Governor Scott said, "Thanks to our great teachers, Florida students are among the best in the world. I had the opportunity to attend Florida's State Science Fair in Lakeland, and saw firsthand how advanced Florida's students are in STEM education. Laurie and Delaney were selected as the most promising scientific leaders in Florida, and they'll serve as great ambassadors for the Sunshine State in West Virginia."
Laurie Jean Scott is a senior in the International Baccalaureate program at South Fork High School in Stuart, and intends to major in pre-medicine. Recently, Laurie presented research on whitefly DNA analysis at the State Science and Engineering Fair in Lakeland. Laurie is involved in the National Honor Society, Envirothon, Varsity cross country, track, and soccer, and is also a youth leader for her church youth group and participates in community service projects.

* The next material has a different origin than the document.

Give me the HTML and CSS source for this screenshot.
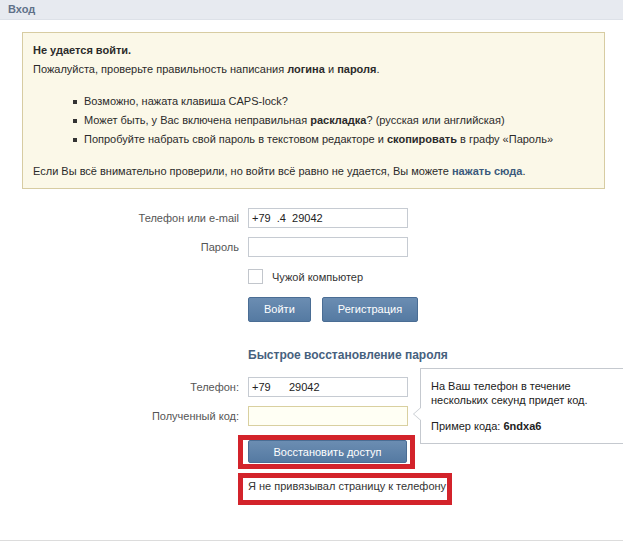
FILE: index.html
```html
<!DOCTYPE html>
<html lang="ru">
<head>
<meta charset="utf-8">
<title>Вход</title>
<link rel="stylesheet" href="styles.css">
</head>
<body>
<div class="header"><span class="title">Вход</span></div>
<div class="content">
  <div class="notice">
    <div class="n-title">Не удается войти.</div>
    <div class="n-line">Пожалуйста, проверьте правильность написания <b>логина</b> и <b>пароля</b>.</div>
    <ul class="n-list">
      <li>Возможно, нажата клавиша CAPS-lock?</li>
      <li>Может быть, у Вас включена неправильная <b>раскладка</b>? (русская или английская)</li>
      <li>Попробуйте набрать свой пароль в текстовом редакторе и <b>скопировать</b> в графу «Пароль»</li>
    </ul>
    <div class="n-line">Если Вы всё внимательно проверили, но войти всё равно не удается, Вы можете <a class="n-link">нажать сюда</a>.</div>
  </div>

  <div class="form">
    <label class="lbl">Телефон или e-mail</label>
    <div class="field">+79&nbsp;&nbsp;.4&nbsp;&nbsp;29042</div>
    <label class="lbl">Пароль</label>
    <div class="field"></div>
    <div></div>
    <div class="check-row"><span class="checkbox"></span><span>Чужой компьютер</span></div>
    <div></div>
    <div class="btn-row"><span class="btn">Войти</span><span class="btn">Регистрация</span></div>
  </div>

  <div class="form recovery">
    <div></div>
    <div class="rec-title">Быстрое восстановление пароля</div>
    <label class="lbl">Телефон:</label>
    <div class="field">+79&nbsp;&nbsp;&nbsp;&nbsp;&nbsp;&nbsp;29042</div>
    <label class="lbl">Полученный код:</label>
    <div class="field code"></div>
    <div></div>
    <div class="mark mark-btn"><span class="btn wide">Восстановить доступ</span></div>
    <div></div>
    <div class="mark mark-link">Я не привязывал страницу к телефону</div>
    <div class="tip">
      <div>На Ваш телефон в течение нескольких секунд придет код.</div>
      <div class="tip-ex">Пример кода: <b>6ndxa6</b></div>
    </div>
  </div>
</div>
<div class="bottom"></div>
</body>
</html>
```
FILE: styles.css
```css
html, body { margin: 0; padding: 0; background: #fff; }
body {
  font-family: "Liberation Sans", Tahoma, sans-serif;
  font-size: 11px;
  color: #2b2b2b;
  width: 623px;
  height: 544px;
  overflow: hidden;
  position: relative;
}
.header {
  height: 19px;
  background: #e7eaf0;
  border-bottom: 1px solid #dde1e8;
  padding-left: 8px;
  line-height: 18px;
}
.title { font-weight: bold; color: #5f7189; font-size: 11px; }
.content { padding: 12px 0 0 22px; }
.notice {
  width: 561px;
  background: #fbf8e8;
  border: 1px solid #d7cca2;
  padding: 8px 10px 7px 10px;
  line-height: 19px;
}
.n-title { font-weight: bold; }
.n-list { margin: 13px 0 13px 0; padding-left: 40px; list-style: none; }
.n-list li { position: relative; padding-left: 11px; }
.n-list li::before {
  content: ""; position: absolute; left: 0; top: 8px;
  width: 4px; height: 4px; background: #333;
}
.n-link { color: #3b5a7c; font-weight: bold; }

.form {
  display: grid;
  grid-template-columns: 217px 200px;
  column-gap: 9px;
  row-gap: 9px;
  margin-top: 19px;
  align-items: center;
}
.lbl { text-align: right; color: #555; }
.field {
  width: 155px; height: 18px;
  border: 1px solid #c6cbd2;
  background: #fff;
  padding-left: 3px;
  line-height: 18px;
  color: #222;
  box-sizing: content-box;
}
.field.code { border-color: #d9d0a0; background: #fffff4; }
.check-row { display: flex; align-items: center; gap: 9px; color: #333; margin-top: 3px; }
.checkbox { width: 13px; height: 13px; border: 1px solid #c2c6cc; background: #fff; }
.btn-row { display: flex; gap: 11px; margin-top: 4px; }
.btn {
  display: inline-block;
  height: 23px; line-height: 23px;
  padding: 0 15px;
  color: #fff;
  background: linear-gradient(#6b8db2, #557aa2);
  border: 1px solid #4a6d94;
  border-radius: 2px;
  text-align: center;
}
.recovery { margin-top: 26px; position: relative; row-gap: 9px; }
.rec-title { font-weight: bold; color: #46617e; font-size: 12px; margin-bottom: 6px; white-space: nowrap; }
.mark { border: 5px solid #d3232b; margin-left: -10px; box-sizing: border-box; }
.mark-btn { width: 177px; padding: 0 3px 1px 5px; margin-top: 0; }
.btn.wide { width: 159px; padding: 0; box-sizing: border-box; }
.mark-link {
  width: 214px; padding: 1px 0 7px 5px; margin-top: -5px;
  color: #333; white-space: nowrap; line-height: 14px;
}
.tip {
  position: absolute;
  left: 398px; top: 20px;
  width: 190px;
  padding: 10px 10px 10px 10px;
  border: 1px solid #c5c9cf;
  background: #fff;
  line-height: 14px;
  color: #222;
}
.tip::before {
  content: ""; position: absolute; left: -8px; top: 38px;
  border-style: solid; border-width: 7px 8px 7px 0;
  border-color: transparent #c5c9cf transparent transparent;
}
.tip::after {
  content: ""; position: absolute; left: -7px; top: 38px;
  border-style: solid; border-width: 7px 8px 7px 0;
  border-color: transparent #fff transparent transparent;
}
.tip-ex { margin-top: 12px; }
.bottom {
  position: absolute; left: 0; right: 0; top: 540px;
  border-top: 1px solid #dcdcdc;
}
```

Delaney Rose Ahrens is a senior at Hernando High School in Brooksville. She will attend Purdue University next fall and will study pharmaceutical sciences. Delaney also presented her research at the State Science and Engineering Fair and has been very active in the local, state, and national 4-H and Future Farmers of America. She is involved with the National Honor Society, Phi Theta Kappa, soccer, and participates in community service projects.
Commissioner of Education Dr. Tony Bennett said, "Student achievement in STEM subjects is vital to success in up-and-coming high-skill, high-wage careers. I applaud these talented young ladies on their nominations and am confident they will represent the Sunshine State well at the National Youth Science Camp."
Established in 1963 as a part of West Virginia's Centennial Celebration, the NYSC is an annual summer forum where two delegates representing each state exchange ideas with leading scientists and other professionals from academic and corporate worlds. Scientists from across the United States who work on some of the most provocative topics in science today-fractal geometry, the human genome project, global climate change, the history of the universe, the fate of our rain forests and robotics-present lectures and hands-on research projects.